|Title||A Deep Generative Architecture for Postfiltering in Statistical Parametric Speech Synthesis|
|Publication Type||Journal Article|
|Year of Publication||2015|
|Authors||Chen, L-H, Raitio, T, Valentini-Botinhao, C, Ling, Z, Yamagishi, J|
|Journal||Audio, Speech, and Language Processing, IEEE/ACM Transactions on|
|Keywords||deep generative architecture, HMM, modulation spectrum, postfilter, segmental quality, speech synthesis|
The generated speech of hidden Markov model (HMM)-based statistical parametric speech synthesis still sounds muffled. One cause of this degradation in speech quality may be the loss of fine spectral structures. In this paper, we propose to use a deep generative architecture, a deep neural network (DNN) generatively trained, as a postfilter. The network models the conditional probability of the spectrum of natural speech given that of synthetic speech to compensate for such gap between synthetic and natural speech. The proposed probabilistic postfilter is generatively trained by cascading two restricted Boltzmann machines (RBMs) or deep belief networks (DBNs) with one bidirectional associative memory (BAM). We devised two types of DNN postfilters: one operating in the mel-cepstral domain and the other in the higher dimensional spectral domain.
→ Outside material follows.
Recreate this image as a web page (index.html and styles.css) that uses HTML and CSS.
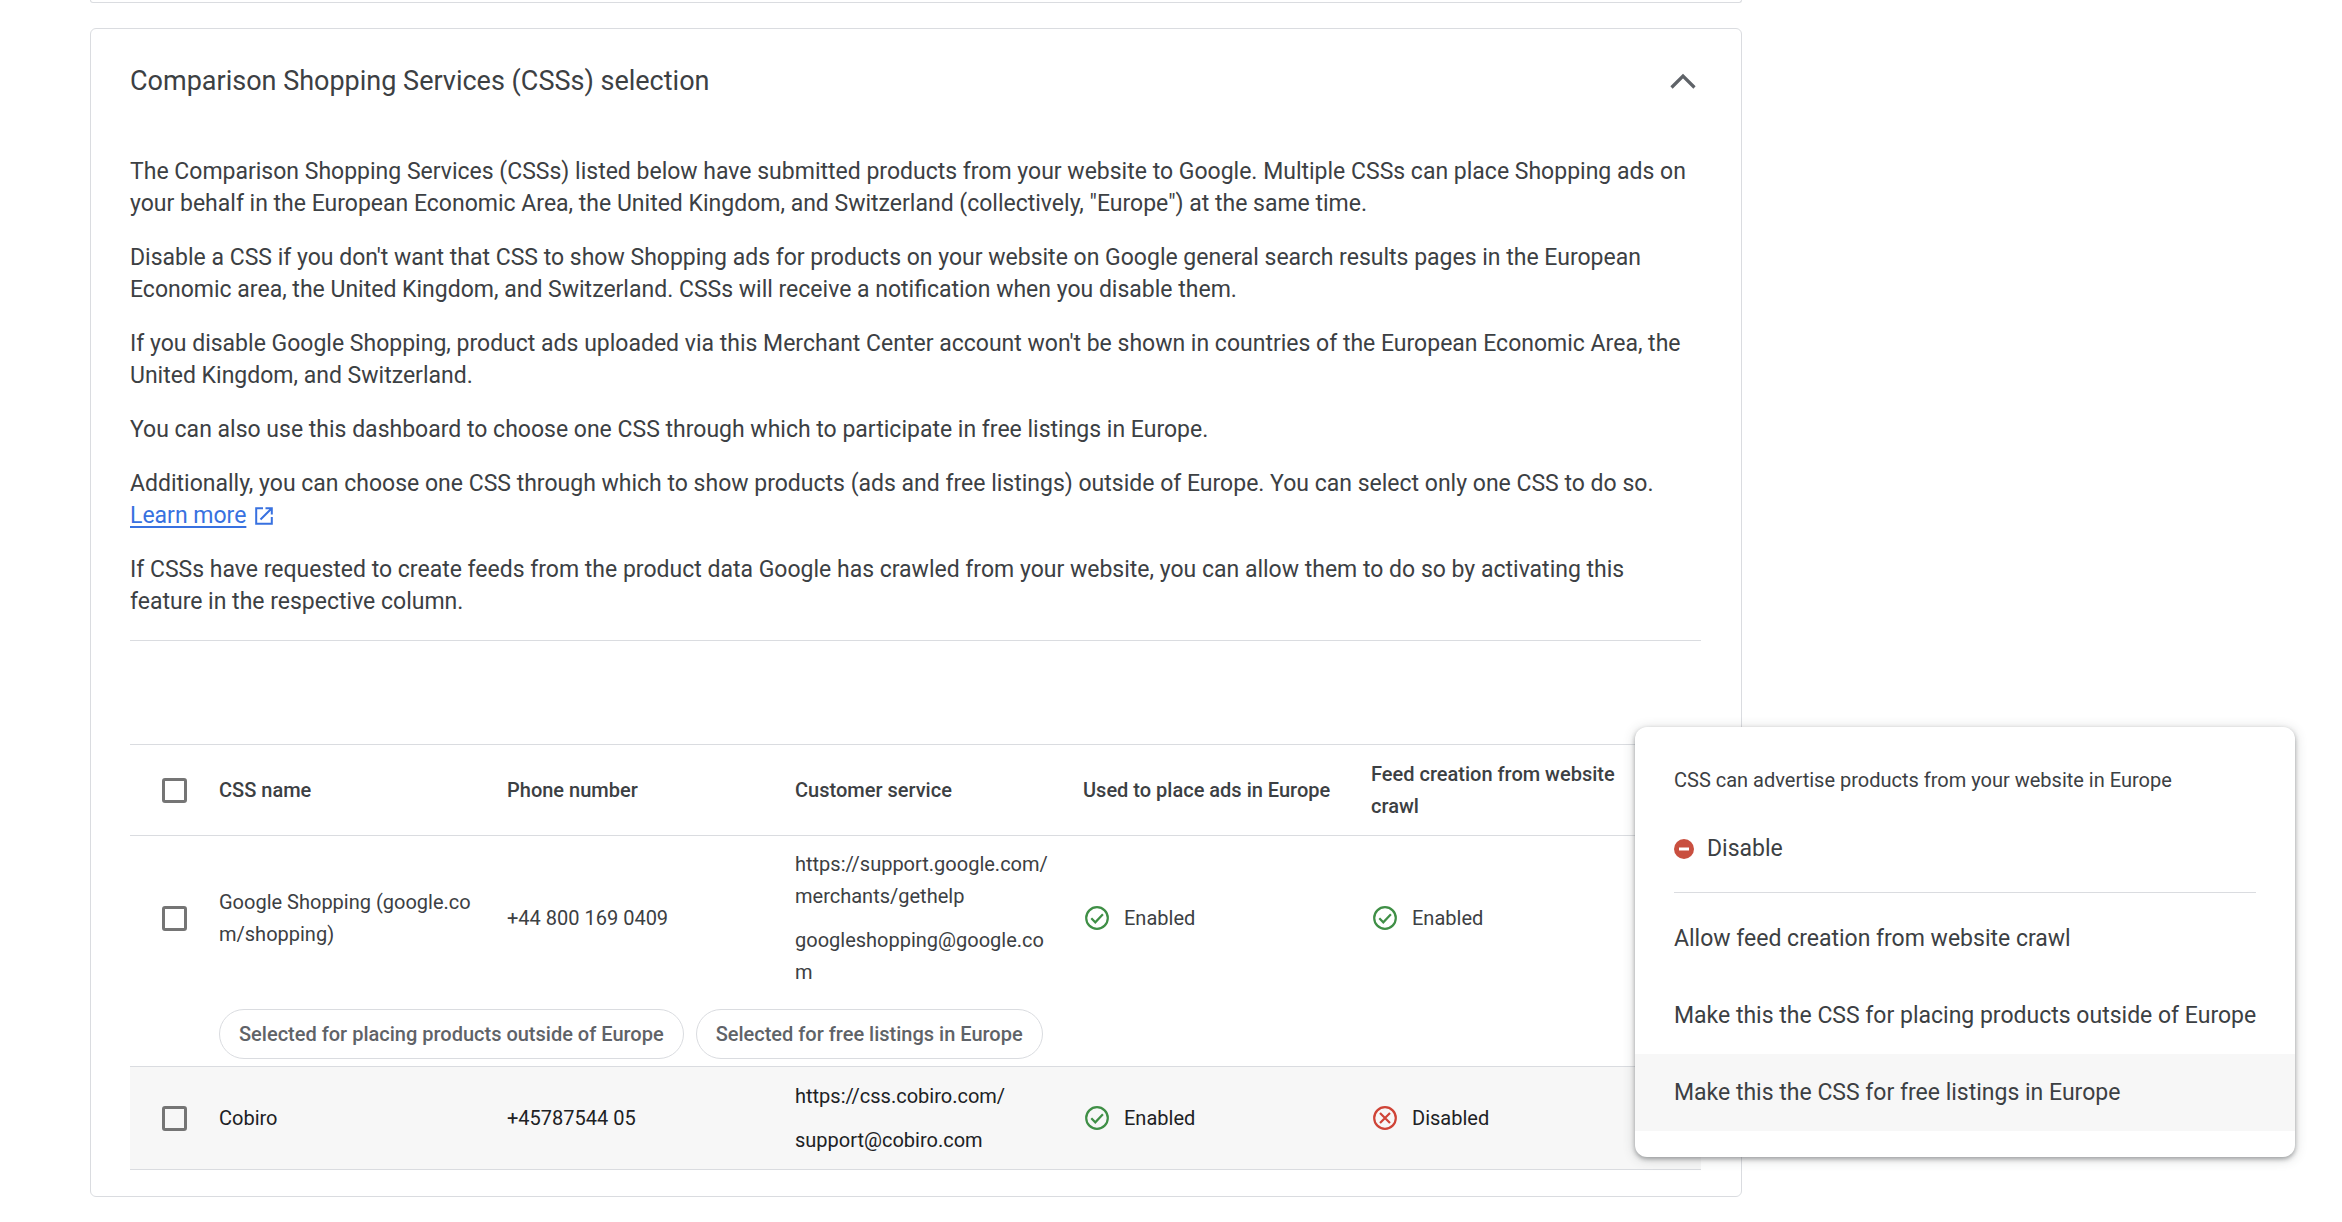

We compare these two new data-driven postfilters with other types of postfilters that are currently used in speech synthesis: a fixed mel-cepstral based postfilter, the global variance based parameter generation, and the modulation spectrum-based enhancement. Subjective evaluations using the synthetic voices of a male and female speaker confirmed that the proposed DNN-based postfilter in the spectral domain significantly improved the segmental quality of synthetic speech compared to that with conventional methods.